I can’t help but be moved by the mountains that greet me from the window of my motel. It’s late June and I had just made the trip from Erbil, the capital of Iraqi Kurdistan, to Dohuk, a northern city, 30 miles from the border with Turkey and Syria. I wonder how much history these mountains have witnessed: from the ancient fall of Assyria, to Saddam Hussein’s modern reign of terror, and now the savagery of ISIS. I have come here on a pilgrimage of sorts—I am heading to the purported tomb of the Jewish prophet Nahum, housed in a synagogue that lies on the outskirts of the village Alqosh.

Ensconced in the Bahidrya Mountains, the village has been inhabited for more than 25 centuries, and is home to the oldest Christian communities in Iraq and the Middle East—Chaldeans and Assyrians. The village’s inhabitants, known as Alqoshnayes, which translates to “those of the God of Righteousness,” still speak Aramaic. Jews were brought to Assyria beginning in the 8th and 9th century BCE, following the Assyrian monarch Sargon II’s conquest of the northern kingdom of Israel. Iraqi Jews continued to make pilgrimages to this site until 1950, when following the creation of the State of Israel, the majority of Iraq’s 130,000 Jews immigrated to the Jewish state.

To the Jews, the land between the Jordan River and the Mediterranean Sea is holiest; yet due to repeated exiles at the hands of conquering empires, Jews became known as “a people without a land.” Jews adjusted to this reality in these very hills—‘beyond the river’ or ever ha nahar, the biblical Hebrew term that denotes the region along the Euphrates, modern-day Iraq.
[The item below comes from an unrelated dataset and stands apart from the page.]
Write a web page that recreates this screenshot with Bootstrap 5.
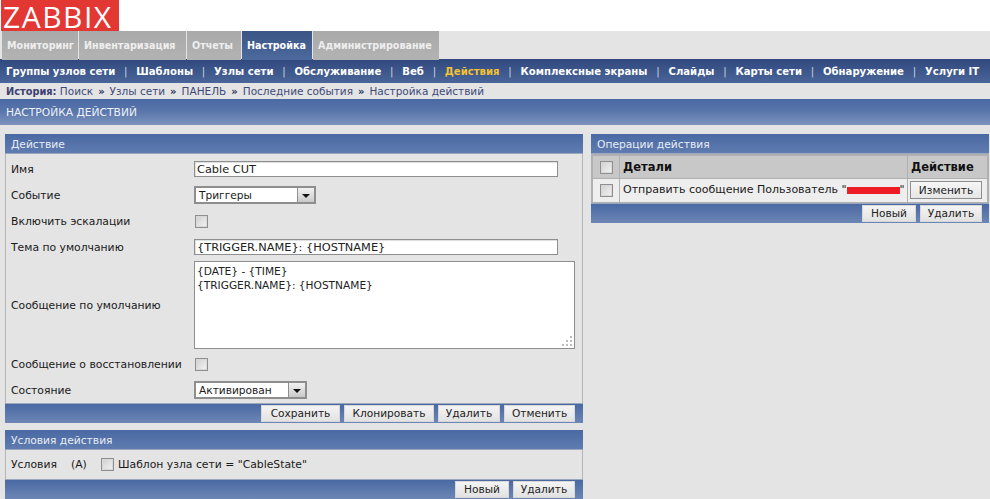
<!DOCTYPE html>
<html lang="ru">
<head>
<meta charset="utf-8">
<title>Настройка действий</title>
<link href="https://cdn.jsdelivr.net/npm/bootstrap@5.3.0/dist/css/bootstrap.min.css" rel="stylesheet">
<style>
html,body{height:499px;overflow:hidden}
body{background:#e4e4e4;font-family:"DejaVu Sans",Verdana,sans-serif;font-size:10.8px;line-height:13px;color:#1a1a1a}
.zbx-top{background:#fff;height:31px;padding-left:1px}
.zbx-logo{background:#e33734;color:#fff;width:118px;height:31px;font-family:"Open Sans",sans-serif;font-weight:400;font-size:30px;line-height:33px;padding-left:2px;letter-spacing:1.5px}
.zbx-tabs{height:28px;padding-left:2px;display:grid;grid-template-columns:76px 107px 54px 70px 126px;gap:1px}
.zbx-tab{background:linear-gradient(#a9a9a9,#b3b3b3);color:#eee;font-weight:700;font-size:9.6px;padding-left:5px;line-height:29px;white-space:nowrap}
.zbx-tab-on{background:linear-gradient(#3a5585,#4d6a9d);color:#fff}
.zbx-sub{height:24px;background:linear-gradient(#30487d,#4a6599);color:#fff;font-weight:700;font-size:10.1px;line-height:25px;padding-left:6px;white-space:nowrap}
.zbx-sub a{color:#fff;text-decoration:none}
.zbx-sub a.zbx-cur{color:#f1c232}
.zbx-sep{color:#c9d2e2;font-weight:400;width:21px;text-align:center;flex:none}
.zbx-crumbs{height:16px;line-height:17px;padding-left:6px;color:#3c4a7a;font-size:10.5px;white-space:nowrap}
.zbx-crumbs b{color:#3c3f70;font-size:9.8px}
.zbx-crumbs i{font-style:normal;font-weight:700;color:#26305a;padding:0 5px;font-size:10px}
.zbx-head{height:26px;line-height:28px;padding-left:6px;color:#eef1f6;background:linear-gradient(#4a69a3,#5a77ac 50%,#7d94bd);font-size:10.7px;margin-bottom:9px}
.zbx-cols{padding-left:5px;gap:8px}
.zbx-left{width:578px;flex:none}
.zbx-right{width:398px;flex:none}
.zbx-ttl{height:20px;line-height:21px;padding-left:6px;color:#e9edf4;background:linear-gradient(#4a69a3,#5f7cb0);font-size:10.7px;border-bottom:1px solid #9aa7bd}
.zbx-body{border-left:1px solid #b5b5b5;border-right:1px solid #b5b5b5;padding-top:2px}
.zbx-row{height:26px;padding-left:5px}
.zbx-row.zbx-tall{height:91px}
.zbx-lab{width:183px;flex:none}
.zbx-lab + .zbx-chk{margin-left:1px}
.zbx-inp{background:#fff;border:1px solid #8e8e8e;height:16px;line-height:14px;padding:0 2px;font-size:11.35px;color:#222;width:364px;box-shadow:inset 1px 1px 1px #ddd}
.zbx-sel{background:#fff;border:2px solid #8e8e8e;height:18px;line-height:14px;padding-left:3px;font-size:10.6px;justify-content:space-between}
.zbx-sel-a{width:122px}
.zbx-sel-b{width:113px}
.zbx-arr{width:17px;height:14px;background:linear-gradient(#f2f2f2,#c9c9c9);border-left:1px solid #8e8e8e;flex:none;display:flex;align-items:center;justify-content:center}
.zbx-arr::after{content:"";border-left:4px solid transparent;border-right:4px solid transparent;border-top:4px solid #111;margin-top:1px}
.zbx-chk{appearance:none;display:block;width:13px;height:13px;flex:none;margin:0;border:1px solid #8f8f8f;outline:1px solid #d8d8d8;outline-offset:-2px;background:linear-gradient(135deg,#cfcfcf,#f4f4f4)}
.zbx-area{width:381px;height:88px;margin-top:1px;background:#fff;border:1px solid #8e8e8e;padding:2px;font-size:10.6px;line-height:14px;color:#222}
.zbx-grip{position:absolute;right:1px;bottom:1px;width:12px;height:12px}
.zbx-foot{height:20px;background:linear-gradient(#4a69a3,#6c86b5);border-top:1px solid #9aa7bd;padding-right:8px;gap:4px}
.zbx-right .zbx-foot{padding-right:7px}
.zbx-btn{height:17px;line-height:15px;background:linear-gradient(#f4f4f4,#e2e2e2);border:1px solid #d8d8d8;color:#222;font-size:10.6px;padding:0 4px;text-align:center}
.zbx-w79{width:79px}.zbx-w90{width:90px}.zbx-w62{width:62px}.zbx-w71{width:71px}.zbx-w54{width:54px}
.zbx-sec2{margin-top:7px}
.zbx-body2{height:29px;border-left:1px solid #b5b5b5;border-right:1px solid #b5b5b5;padding-left:5px}
.zbx-cl1{width:60px}
.zbx-cl2{width:30px}
.zbx-tbl{border:2px solid #b0b0b0;border-bottom-width:1px;background:#b0b0b0;display:grid;grid-template-columns:26px 287px 79px;gap:1px}
.zbx-th{background:#c8c8c8;height:22px;font-weight:700;font-size:11.5px;color:#111;line-height:22px;padding-left:3px}
.zbx-td{background:#eee;height:23px;line-height:21px;padding-left:3px;font-size:11px;color:#1a1a1a;white-space:nowrap;overflow:hidden}
.zbx-c{padding:0;display:flex;align-items:center;justify-content:center}
.zbx-act{padding:2px 0 0 2px;display:flex;align-items:flex-start}
.zbx-red{display:inline-block;width:53px;height:7px;background:#ee1c25;vertical-align:-1px}
.zbx-edit{height:18px;line-height:16px;width:72px;background:linear-gradient(#f6f6f6,#e6e6e6);border:1px solid #8e8e8e;text-align:center;color:#222;font-size:10.6px}
</style>
</head>
<body class="m-0">
<div class="zbx-top"><div class="zbx-logo">ZABBIX</div></div>
<div class="zbx-tabs">
  <div class="zbx-tab">Мониторинг</div>
  <div class="zbx-tab">Инвентаризация</div>
  <div class="zbx-tab">Отчеты</div>
  <div class="zbx-tab zbx-tab-on">Настройка</div>
  <div class="zbx-tab">Администрирование</div>
</div>
<nav class="zbx-sub d-flex">
  <a href="#">Группы узлов сети</a><span class="zbx-sep">|</span>
  <a href="#">Шаблоны</a><span class="zbx-sep">|</span>
  <a href="#">Узлы сети</a><span class="zbx-sep">|</span>
  <a href="#">Обслуживание</a><span class="zbx-sep">|</span>
  <a href="#">Веб</a><span class="zbx-sep">|</span>
  <a href="#" class="zbx-cur">Действия</a><span class="zbx-sep">|</span>
  <a href="#">Комплексные экраны</a><span class="zbx-sep">|</span>
  <a href="#">Слайды</a><span class="zbx-sep">|</span>
  <a href="#">Карты сети</a><span class="zbx-sep">|</span>
  <a href="#">Обнаружение</a><span class="zbx-sep">|</span>
  <a href="#">Услуги IT</a>
</nav>
<div class="zbx-crumbs"><b>История:</b> Поиск<i>»</i>Узлы сети<i>»</i>ПАНЕЛЬ<i>»</i>Последние события<i>»</i>Настройка действий</div>
<div class="zbx-head">НАСТРОЙКА ДЕЙСТВИЙ</div>
<div class="zbx-cols d-flex align-items-start">
  <div class="zbx-left">
    <div class="zbx-ttl">Действие</div>
    <div class="zbx-body">
      <div class="zbx-row d-flex align-items-center"><div class="zbx-lab">Имя</div><div class="zbx-inp">Cable CUT</div></div>
      <div class="zbx-row d-flex align-items-center"><div class="zbx-lab">Событие</div><div class="zbx-sel zbx-sel-a d-flex">Триггеры<span class="zbx-arr"></span></div></div>
      <div class="zbx-row d-flex align-items-center"><div class="zbx-lab">Включить эскалации</div><input type="checkbox" class="zbx-chk"></div>
      <div class="zbx-row d-flex align-items-center"><div class="zbx-lab">Тема по умолчанию</div><div class="zbx-inp">{TRIGGER.NAME}: {HOSTNAME}</div></div>
      <div class="zbx-row zbx-tall d-flex align-items-center"><div class="zbx-lab">Сообщение по умолчанию</div>
        <div class="zbx-area position-relative align-self-start">{DATE} - {TIME}<br>{TRIGGER.NAME}: {HOSTNAME}
          <svg class="zbx-grip" viewBox="0 0 12 12"><g fill="#bdbdbd"><rect x="9" y="1" width="2" height="2"/><rect x="5" y="5" width="2" height="2"/><rect x="9" y="5" width="2" height="2"/><rect x="1" y="9" width="2" height="2"/><rect x="5" y="9" width="2" height="2"/><rect x="9" y="9" width="2" height="2"/></g></svg>
        </div>
      </div>
      <div class="zbx-row d-flex align-items-center"><div class="zbx-lab">Сообщение о восстановлении</div><input type="checkbox" class="zbx-chk"></div>
      <div class="zbx-row d-flex align-items-center"><div class="zbx-lab">Состояние</div><div class="zbx-sel zbx-sel-b d-flex">Активирован<span class="zbx-arr"></span></div></div>
    </div>
    <div class="zbx-foot d-flex align-items-center justify-content-end">
      <div class="zbx-btn zbx-w79">Сохранить</div><div class="zbx-btn zbx-w90">Клонировать</div><div class="zbx-btn zbx-w62">Удалить</div><div class="zbx-btn zbx-w71">Отменить</div>
    </div>
    <div class="zbx-sec2">
      <div class="zbx-ttl">Условия действия</div>
      <div class="zbx-body2 d-flex align-items-center"><span class="zbx-cl1">Условия</span><span class="zbx-cl2">(А)</span><input type="checkbox" class="zbx-chk me-1"><span>Шаблон узла сети = "CableState"</span></div>
      <div class="zbx-foot d-flex align-items-center justify-content-end">
        <div class="zbx-btn zbx-w54">Новый</div><div class="zbx-btn zbx-w62">Удалить</div>
      </div>
    </div>
  </div>
  <div class="zbx-right">
    <div class="zbx-ttl">Операции действия</div>
    <div class="zbx-tbl">
      <div class="zbx-th zbx-c"><input type="checkbox" class="zbx-chk"></div>
      <div class="zbx-th">Детали</div>
      <div class="zbx-th">Действие</div>
      <div class="zbx-td zbx-c"><input type="checkbox" class="zbx-chk"></div>
      <div class="zbx-td">Отправить сообщение Пользователь "<span class="zbx-red"></span>"</div>
      <div class="zbx-td zbx-act"><div class="zbx-edit">Изменить</div></div>
    </div>
    <div class="zbx-foot d-flex align-items-center justify-content-end">
      <div class="zbx-btn zbx-w54">Новый</div><div class="zbx-btn zbx-w62">Удалить</div>
    </div>
  </div>
</div>
<script src="https://cdn.jsdelivr.net/npm/bootstrap@5.3.0/dist/js/bootstrap.bundle.min.js"></script>
</body>
</html>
After being expelled from Jerusalem, following the fall of the second temple in 70 AD, Babylon would become the spiritual, religious, and cultural epicenter of Judaism for more than a thousand years to come. Despite the perennial longing for Jerusalem, Jewish life flourished here.

Babylonian academics outshone their Galilean counterparts, evident in the emphasis placed on the Babylonian Talmudic texts.

It is here that the Jewish Oral Law, torah she ba’al peh, passed down throughout generations—the laws were not merely codified, but the inhabitants of these cities were entrenched in lively and contentious debate. Conversations from 450 CE that we are still engaging in today originate from these cities– Pumbdedita (current day Fallujah), Sura, Nehardea—they housed the great Yeshivas that gave rise to the Bablyonian Talmud.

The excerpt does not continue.